Summertime, and the living is easy
(Unless you are very talented at making things difficult for yourself)
Things change fast this time of year. In the space of a week, the whole view changes; the swallows finally return, and the crab apple blossom, intensely pink against the dark burgundy of the leaves, so pleasing, is all blown away in the wind. Funny how after all those storms it was just a windy day that brought down a tree. I’m pretty sure it’s just a bog standard pussy/goat willow but feel sure it ought to be a crack willow because it’s split clean down the middle. It is one of the less important trees in the garden, but any loss is a sad thing (assuming the still standing half dies, I guess). Plumes of seeds would drift past like smoke in the autumn, and little willow seedlings pop up in any patch of bare earth left untended, so I doubt the garden will be willowless for long. It was a big tree though, old, and looking at it now, quite rotten. It’ll be a while before there’s another willow sturdy enough to tie the slack line to.
The weather improves, and I feel the urge to start tending the garden, though whenever I do I am quickly overwhelmed by how much there is to do; as I said, things grow quickly this time of year and every time I go out the weeds have increased tenfold. As I work I gradually pay attention to a familiar chattering, a lengthy conversation song that while familiar, I realise, I havent heard for a while- the blackcaps have returned. One swallow does not a summer make, but several swallows and some blackcaps? I think we’re doing quite well.
I think it’s still a little cold to put tender plants in the greenhouse overnight, so my home is overrun with tomatoes, and even the houseplants are starting to want watering every five minutes as they start to grow again. There are too many plants, so I do the only sensible thing; I go to the garden centre and get some new seed trays, and two new houseplants*
Workings
Since I mistakenly thought I could get the plants under control if I took a few days to focus on them, I haven’t done much printing this week, and my practice has been mostly sketchbooking.
On a recent walk on the ridgeway, I happened upon a hare so close that I could take a picture using my geriatric iPhone. This is fairly unusual as hares are either very far away and in a field approximately the colour of a hare well beyond the scope my best zoom lens, or moving quite fast and not inclined to stop for pictures.
We were walking along a small country lane and there were unusual worn gaps, smaller than human but quite big, through the hedge on either side of the road periodically- the hare popped out of one, crossed the road, and through the gap in the hedge on the other side. I was transfixed with joy at the discovery of hare passages over the road, and more so to watch her (I’m assuming, because she looked quite pregnant) so long. She looked spectacular through binoculars, really beautiful russet coloured in full Technicolor detail.

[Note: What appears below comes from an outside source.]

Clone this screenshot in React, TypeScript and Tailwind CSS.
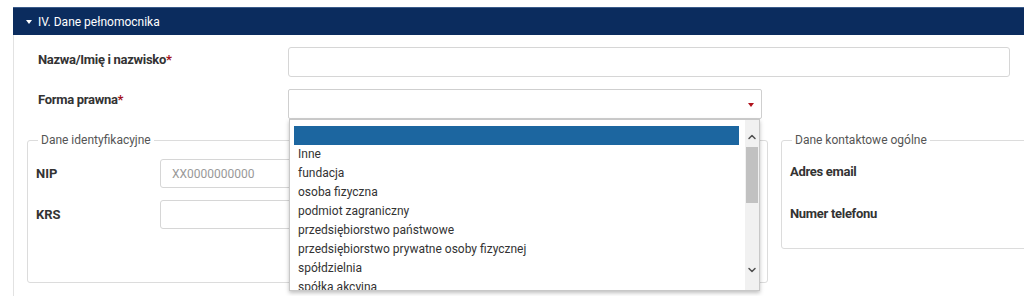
import { ChevronDown, ChevronUp } from "lucide-react"

const options = [
  "",
  "Inne",
  "fundacja",
  "osoba fizyczna",
  "podmiot zagraniczny",
  "przedsiębiorstwo państwowe",
  "przedsiębiorstwo prywatne osoby fizycznej",
  "spółdzielnia",
  "spółka akcyjna",
]

function Required({ children }: { children: string }) {
  return (
    <span className="text-[13px] font-bold tracking-[-0.3px] text-[#333]">
      {children}
      <span className="text-[#a3121b]">*</span>
    </span>
  )
}

function DropdownList() {
  return (
    <div className="absolute left-px top-[30px] z-10 flex h-[172px] w-[471px] overflow-hidden border border-[#c8c8c8] bg-white shadow-[0_2px_4px_rgba(0,0,0,0.25)]">
      <ul className="flex-1 pl-[4px] pr-[6px] pt-[6px]">
        {options.map((o, i) => (
          <li
            key={i}
            className={
              i === 0
                ? "h-[19px] bg-[#1c66a0]"
                : "h-[19px] pl-[4px] text-[12px] leading-[19px] text-[#333]"
            }
          >
            {o}
          </li>
        ))}
      </ul>
      {/* fake scrollbar */}
      <div className="flex w-[14px] flex-col items-center bg-[#f1f1f1]">
        <ChevronUp className="mt-[11px] h-[12px] w-[12px] text-[#505050]" strokeWidth={3} />
        <div className="mt-[4px] h-[56px] w-[12px] bg-[#c1c1c1]" />
        <ChevronDown className="mt-[61px] h-[12px] w-[12px] text-[#505050]" strokeWidth={3} />
      </div>
    </div>
  )
}

export default function App() {
  return (
    <div className="h-[296px] w-[1024px] overflow-hidden bg-white pl-[13px] pt-[7px] font-['Roboto',sans-serif]">
      {/* Section header */}
      <div className="flex h-[28px] items-center border-t border-[#3a5b8a] bg-[#0b2c5e] pl-[13px] text-[12px] text-white">
        <span className="mr-[6px] h-0 w-0 border-x-[3.5px] border-t-[4px] border-x-transparent border-t-white" />
        IV. Dane pełnomocnika
      </div>

      <div className="h-[300px] border-l border-[#e2e2e2]">
        <div className="flex items-start pt-[12px] pr-[14px]">
          <div className="w-[274px] pl-[24px] pt-[2px] leading-[20px]">
            <Required>Nazwa/Imię i nazwisko</Required>
          </div>
          <div className="h-[30px] flex-1 rounded-[3px] border border-[#d6d6d6] bg-white" />
        </div>

        <div className="flex items-start pt-[12px]">
          <div className="w-[274px] pl-[24px] leading-[20px]">
            <Required>Forma prawna</Required>
          </div>
          <div className="relative">
            <div className="flex h-[30px] w-[474px] items-center justify-end rounded-[2px] border border-[#cfcfcf] bg-white pr-[7px]">
              <span className="mt-[2px] h-0 w-0 border-x-[3.5px] border-t-[4px] border-x-transparent border-t-[#b0121c]" />
            </div>
            <DropdownList />
          </div>
        </div>

        <div className="flex gap-[13px] pl-[13px] pt-[12px]">
          <fieldset className="h-[152px] w-[741px] shrink-0 rounded-[3px] border border-[#dcdcdc] px-[8px]">
            <legend className="ml-[2px] px-[3px] text-[12px] text-[#555]">Dane identyfikacyjne</legend>
            <div className="mt-[10px] flex items-center">
              <span className="w-[124px] text-[13px] font-bold text-[#333]">NIP</span>
              <div className="flex h-[29px] w-[320px] items-center rounded-[3px] border border-[#d6d6d6] pl-[11px] text-[12px] text-[#999]">
                XX0000000000
              </div>
            </div>
            <div className="mt-[12px] flex items-center">
              <span className="w-[124px] text-[13px] font-bold text-[#333]">KRS</span>
              <div className="h-[29px] w-[320px] rounded-[3px] border border-[#d6d6d6]" />
            </div>
          </fieldset>

          <fieldset className="h-[118px] w-[260px] shrink-0 rounded-[3px] border border-[#dcdcdc] px-[8px]">
            <legend className="ml-[2px] px-[3px] text-[12px] text-[#555]">Dane kontaktowe ogólne</legend>
            <div className="mt-[13px] text-[13px] font-bold tracking-[-0.3px] text-[#333]">Adres email</div>
            <div className="mt-[22px] text-[13px] font-bold tracking-[-0.3px] text-[#333]">Numer telefonu</div>
          </fieldset>
        </div>
      </div>
    </div>
  )
}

When I got home, jubilant at my genuinely terrible reference shot, I realised, even more excitingly, that it was a Live Photo, a tiny video of a hare lolloping along which gave me a good opportunity to study the movement in detail. I’m not working a hare themed print specifically at the moment having just finished one, but I have two modes of operation; I either do something immediately, or mean to do it the rest of my natural life, and it’s a useful study for next time I need to draw a hare.
I also drew some blackbirds, because I think it’s high time there was a blackbird print in the shop, to be honest. I’ll probably mean to get round that for the rest of my natural life.
Findings.
I bought Hana Videen’s excellent Word Hoard for my husband some christmasses back, which explores anglo Saxon words still found in our present English language. English is a Germanic language, but was also were heavily influenced by the Norman French, and later the central French dialect spoken by the Plantagenets (please note, Richard the lionheart didn’t speak English, please use this knowledge to annoy nationalists) and a bit of Latin. Our most common every day words, however, are still largely Anglo-Saxon in origin. Sometimes we kept both the French word(s) and the Anglo Saxon word- that’s why so there’s so many words that mean almost the same thing, and sometimes two ways construct a sentence, one derived from Anglo Saxon, one from French. It’s fascinating, to me anyway, because we don’t even know properly what people sounded like because, well, language has changed so much over time, and there haven’t been recording devices throughout most of that. What I’m basically saying is don’t ever say you like ‘the British accent’ to people like me, and I’ve been spending far too long on Simon Ropers YouTube channel (I attended every wicker man burning Beltane at Butser except the last couple so I’m very probably shouting in the crowd at the end of that video)
*the garden centre has these cheap little baby houseplants, I enjoy watching them grow and if the don’t.. it’s only a couple of quid.
I can't tell you how much I love your blog, but especially when you paint!
An interesting read as always! I am intrigued by how the English have always spoken other languages and English is a magpie language with so much variation to explore. Yet still prejudices hang over us. My Granny had a strong Lincolnshire accent but as soon as she moved to London she dropped any kind of dialect. Back in the 40's it was all about speaking 'properly' - and yet her Lincolnshire English was just as proper as any other form.